ANKARA. A due mesi dalle cruciali elezioni politiche del 7 giugno, resta alta la tensione in Turchia all'indomani del sanguinoso sequestro a Istanbul del giudice Mehmet Selim Kiraz da parte di due membri del gruppo di estrema sinistra Dhkp-C. È polemica soprattutto sull'esito del blitz delle teste di cuoio di Ankara costato la vita al pm e ai suoi sequestratori. Questa mattina la polizia turca ha arrestato a Antalya, Smirne e Eskisehir 32 persone sospettate di essere vicine al Dhkp-C.
A Istanbul, nel quartiere di Kartal, un uomo armato ha brevemente occupato una sede locale del partito islamico Akp del presidente Recep Tayyip Erdogan. Dopo l'intervento delle forze speciali è stato arrestato. Non ci sono stati feriti. Dopo avere fatto irruzione, sembra armato nell'edificio, l'uomo aveva fatto uscire tutti i dipendenti presenti e aveva esposto ad una finestra una bandiera turca sulla quale era stata aggiunta una sorta di scimitarra. Dopo l'assalto delle teste di cuoio al Palazzo di Giustizia, nella notte ci sono stati incidenti fra la polizia e i manifestanti in due quartieri di Istanbul. Le forze di sicurezza hanno usato lacrimogeni per disperdere manifestanti di estrema sinistra nel quartiere di Okmeydani, dove il quattordicenne Berkin Elvan, figura simbolo del movimento di Gezi Park, venne colpito mortalmente da un candelotto lacrimogeno alla testa nel giugno 2013.

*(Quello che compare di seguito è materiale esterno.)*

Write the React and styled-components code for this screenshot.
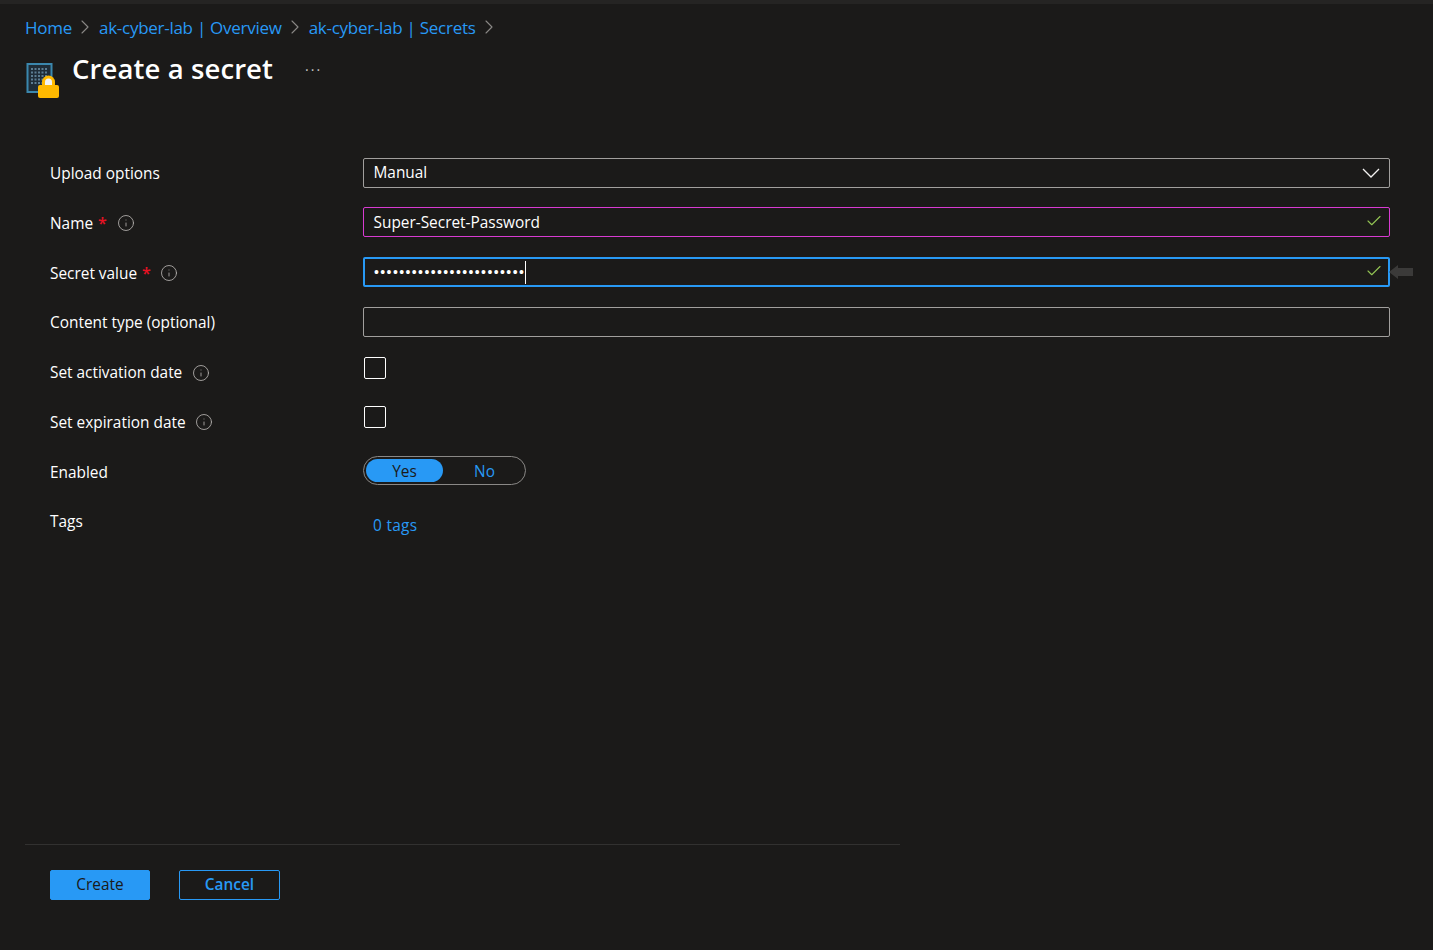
import React from 'react'
import styled, { createGlobalStyle } from 'styled-components'
import { ChevronRight, Check, Info } from 'lucide-react'

const GlobalStyle = createGlobalStyle`
  html, body {
    margin: 0;
    padding: 0;
    background: #1b1a19;
  }

  body {
    font-family: 'Open Sans', 'Noto Sans', 'Liberation Sans', sans-serif;
    color: #fff;
  }
`

const Page = styled.div`
  width: 1433px;
  height: 950px;
  display: flex;
  flex-direction: column;
  overflow: hidden;
  background: #1b1a19;
  border-top: 4px solid #252423;
  box-sizing: border-box;
`

const Breadcrumbs = styled.nav`
  display: flex;
  align-items: center;
  height: 24px;
  margin: 11px 0 0 25px;
  font-size: 17px;
  letter-spacing: -0.27px;
`

const Crumb = styled.a`
  color: #2899f5;
`

const CrumbArrow = styled(ChevronRight)`
  width: 24px;
  height: 24px;
  margin: 0 1.5px;
  color: #8a8886;
  stroke-width: 1.1;
`

const Header = styled.header`
  display: flex;
  align-items: flex-start;
  height: 56px;
  margin: 10px 0 0 25px;
`

const BladeIcon = styled.svg`
  width: 36px;
  height: 38px;
  margin-top: 13px;
  flex: none;
`

const Title = styled.h1`
  margin: 0 0 0 11px;
  font-size: 27.5px;
  line-height: 39px;
  font-weight: 600;
  letter-spacing: 0.1px;
`

const MoreDots = styled.span`
  margin: 7px 0 0 32px;
  font-size: 14px;
  letter-spacing: 2px;
  line-height: 20px;
  color: #c8c6c4;
`

const Form = styled.form`
  display: grid;
  grid-template-columns: 313px 1027px;
  grid-auto-rows: 30px;
  row-gap: 19.75px;
  margin: 52.5px 0 0 50px;
`

const Label = styled.div`
  display: flex;
  align-items: center;
  height: 30px;
  box-sizing: border-box;
  padding-top: 2px;
  font-size: 15.4px;
  color: #fff;
`

const Required = styled.span`
  margin: 0 0 0 5px;
  color: #e81123;
  font-size: 16px;
  line-height: 16px;
  font-weight: 600;
`

const InfoIcon = styled(Info)`
  width: 18px;
  height: 18px;
  margin-left: ${(p) => p.$gap || 9}px;
  color: #b3b0ad;
  stroke-width: 1.15;
`

const Field = styled.div`
  position: relative;
  display: flex;
  align-items: center;
  justify-content: space-between;
  height: 30px;
  box-sizing: border-box;
  padding: 0 6px 0 9.5px;
  border-radius: 2px;
  font-size: 15.4px;
  border: 1px solid ${(p) => p.$border || '#a19f9d'};
  ${(p) => p.$focused && 'border-width: 2px; padding-left: 9px; padding-right: 5px;'}
`

const Dots = styled.span`
  display: flex;
  align-items: center;
  font-family: 'Liberation Sans', sans-serif;
  font-size: 14px;
  letter-spacing: 1.4px;
`

const Caret = styled.span`
  width: 1px;
  height: 23px;
  margin-left: 0;
  background: #fff;
`

const ValidIcon = styled(Check)`
  width: 18px;
  height: 18px;
  margin-top: -3px;
  color: #92c353;
  stroke-width: 1.5;
`

const SelectChevron = styled.svg`
  width: 18px;
  height: 10px;
  margin-right: 3px;
  fill: none;
  stroke: #f3f2f1;
  stroke-width: 1.3;
`

const HintArrow = styled.svg`
  position: absolute;
  left: 100%;
  top: 6px;
  width: 26px;
  height: 14px;
  margin-left: 1px;
`

const CheckBox = styled.div`
  width: 22px;
  height: 22px;
  box-sizing: border-box;
  margin-left: 1px;
  border: 1px solid #fff;
  border-radius: 2px;
`

const Toggle = styled.div`
  display: flex;
  align-items: center;
  width: 163px;
  height: 29px;
  box-sizing: border-box;
  padding: 2px;
  border: 1px solid #8a8886;
  border-radius: 15px;
  font-size: 15.4px;
`

const ToggleOption = styled.div`
  display: flex;
  align-items: center;
  justify-content: center;
  flex: ${(p) => (p.$active ? '0 0 77px' : '1')};
  height: 23px;
  padding-top: 1px;
  padding-left: ${(p) => (p.$active ? 0 : 3)}px;
  box-sizing: border-box;
  border-radius: 12px;
  color: ${(p) => (p.$active ? '#1b1a19' : '#2899f5')};
  background: ${(p) => (p.$active ? '#2899f5' : 'transparent')};
`

const TagsLink = styled.a`
  display: block;
  margin: 9px 0 0 10px;
  font-size: 15.4px;
  line-height: 22px;
  letter-spacing: 0.3px;
  color: #2899f5;
`

const Footer = styled.footer`
  width: 875px;
  margin: auto 0 50px 25px;
  border-top: 1px solid #323130;
`

const Actions = styled.div`
  display: flex;
  gap: 29px;
  padding: 25px 0 0 25px;
`

const Button = styled.button`
  width: ${(p) => (p.$primary ? 100 : 101)}px;
  height: 30px;
  padding: 0 0 2px;
  border: 1px solid #2899f5;
  border-radius: 2px;
  font-family: inherit;
  font-size: 15.4px;
  font-weight: ${(p) => (p.$primary ? 400 : 600)};
  color: ${(p) => (p.$primary ? '#1b1a19' : '#2899f5')};
  background: ${(p) => (p.$primary ? '#2899f5' : 'transparent')};
`

const KeyVaultLock = () => (
  <BladeIcon viewBox="0 0 36 38">
    <rect x="2.5" y="2" width="24" height="28" fill="#1f2d38" stroke="#3b87ad" strokeWidth="2" />
    {[6, 9.5, 13, 16.5, 20].map((y) =>
      [6, 9.5, 13, 16.5, 20].map((x) => (
        <rect key={`${x}-${y}`} x={x} y={y} width="2" height="2" fill="#5c7d92" />
      ))
    )}
    <path d="M17 24v-4a6.5 6.5 0 0 1 13 0v4z" fill="#ffb900" />
    <path d="M20 24v-4a3.5 3.5 0 0 1 7 0v4z" fill="#f2f2f2" />
    <rect x="13" y="23" width="21" height="13" rx="2" fill="#ffb900" />
  </BladeIcon>
)

const App = () => (
  <Page>
    <GlobalStyle />
    <Breadcrumbs>
      <Crumb>Home</Crumb>
      <CrumbArrow />
      <Crumb>ak-cyber-lab | Overview</Crumb>
      <CrumbArrow />
      <Crumb>ak-cyber-lab | Secrets</Crumb>
      <CrumbArrow />
    </Breadcrumbs>

    <Header>
      <KeyVaultLock />
      <Title>Create a secret</Title>
      <MoreDots>...</MoreDots>
    </Header>

    <Form>
      <Label>Upload options</Label>
      <Field>
        Manual
        <SelectChevron viewBox="0 0 18 10">
          <path d="M1 1l8 8 8-8" />
        </SelectChevron>
      </Field>

      <Label>
        Name<Required>*</Required>
        <InfoIcon $gap={10} />
      </Label>
      <Field $border="#d83bd2">
        Super-Secret-Password
        <ValidIcon />
      </Field>

      <Label>
        Secret value<Required>*</Required>
        <InfoIcon $gap={9} />
      </Label>
      <Field $focused $border="#2899f5">
        <Dots>
          {'•'.repeat(24)}
          <Caret />
        </Dots>
        <ValidIcon />
        <HintArrow viewBox="0 0 26 14">
          <path d="M0 7 9 0v3h15v8H9v3z" fill="#3b3a39" />
        </HintArrow>
      </Field>

      <Label>Content type (optional)</Label>
      <Field />

      <Label>
        Set activation date
        <InfoIcon $gap={10} />
      </Label>
      <div>
        <CheckBox />
      </div>

      <Label>
        Set expiration date
        <InfoIcon />
      </Label>
      <div>
        <CheckBox />
      </div>

      <Label>Enabled</Label>
      <Toggle>
        <ToggleOption $active>Yes</ToggleOption>
        <ToggleOption>No</ToggleOption>
      </Toggle>

      <Label>Tags</Label>
      <TagsLink>0 tags</TagsLink>
    </Form>

    <Footer>
      <Actions>
        <Button type="button" $primary>
          Create
        </Button>
        <Button type="button">Cancel</Button>
      </Actions>
    </Footer>
  </Page>
)

export default App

Ci sono stati incidenti anche nel quartiere popolare di Gazi, dove è attivo il Dhkp-C. I due sequestratori del giudice Mehmet Selim Kiraz ieri chiedevano «giustizia» per la vicenda Berkin. A due anni dai fatti il poliziotto responsabile della morte del ragazzo non è stato ancora incriminato. L'esito drammatico dell'assalto delle forze di sicurezza, con le quali si è congratulato nella notte Erdogan, suscita polemiche. «Lo Stato non riesce a proteggere il suo pm» titola il quotidiano di sinistra Sozcu. Il procuratore Kiraz era responsabile delle indagini sull'uccisione di Berkin Elvan. Per Cumhuriyet, la tragica vicenda mette in luce che «la gente non si fida più della giustizia» e che «la repressione delle proteste e l'insabbiamento della giustizia spingono alcuni a decidere che la violenza è l'unica soluzione».
A due mesi dalle elezioni politiche, avverte, si temono ora «scenari catastrofici». Yurt si chiede invece se il sanguinoso sequestro di Istanbul non sia «una provocazione» in vista del voto.